A ideia é criar cotas dentro do programa, reservando no mínimo 3% das unidades habitacionais para moradores de rua nos municípios que tiverem mais de mil pessoas nessa situação.
O cientista político Antonio Flávio Testa, doutor em Sociologia pela Universidade de Brasília (UnB), diz que esse é o modus operandi de sempre do PT: construir narrativas falsas para maquiar problemas sociais e implementar políticas assistencialistas em vez de reformas estruturais.
Testa considera o PT “um partido mentiroso” desde sua fundação em 1980. “Tudo o que ele prometeu, não cumpriu”, afirma.
Para ele, o programa Fome Zero, lançado no primeiro mandato de Lula, baseou-se em uma falácia, pois dados do IBGE demonstravam que o problema real do Brasil era a má alimentação, e não a fome extrema, como propagado.
“Quando veio a Dilma, eles lançaram um projeto político chamado ‘Brasil Carinhoso’, em que ela pegava as estatísticas do IBGE e dizia: ‘Ainda restam 16 milhões de famintos no Brasil. E, no final do meu governo, não haverá mais”. Mentira!”, critica.
“Muito bem, então nós chegamos agora a 2025 e, nas estatísticas de 2024, aumentaram os brasileiros que moram nas ruas. Por um simples motivo: o custo de vida é muito, muito alto. A inflação é absurdamente grande”, acrescenta.
Antonio Flávio Testa argumenta que a solução para os problemas sociais no Brasil deve ser estrutural e não assistencialista.

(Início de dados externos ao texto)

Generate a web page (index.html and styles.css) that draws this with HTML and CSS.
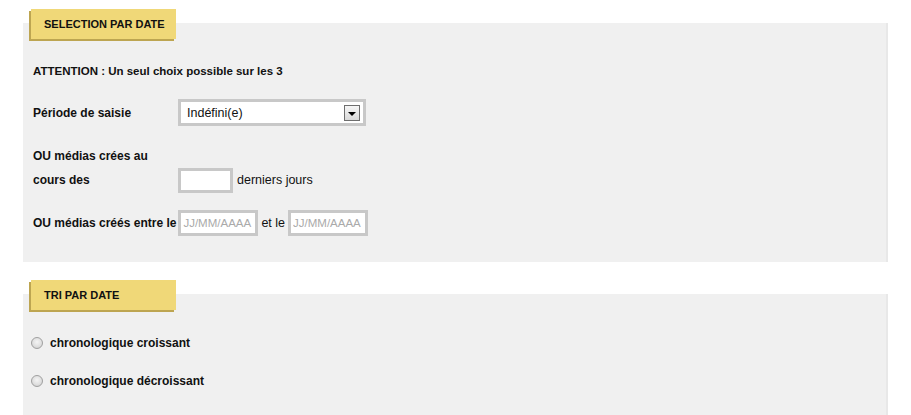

Ele critica o impacto do Bolsa Família ao afirmar que o programa incentivou a dependência econômica de pessoas que se sentem desestimuladas a procurar emprego, criando um ciclo de pobreza e fragilidade social. Há aspectos ignorados pelos governos do PT que contribuem para o problema, como a desestruturação familiar, afirma.
“O problema é muito mais profundo. Aí vem o governo com essa mentira de que 3% do Minha Casa, Minha Vida vai para os moradores de rua. Quem é que vai conseguir pagar a prestação da Minha Casa, Minha Vida? Quem é que vai ter para mobiliar a casa? Vão sair da rua? Muita gente acha melhor ficar na rua, porque recebe esmola”, observa.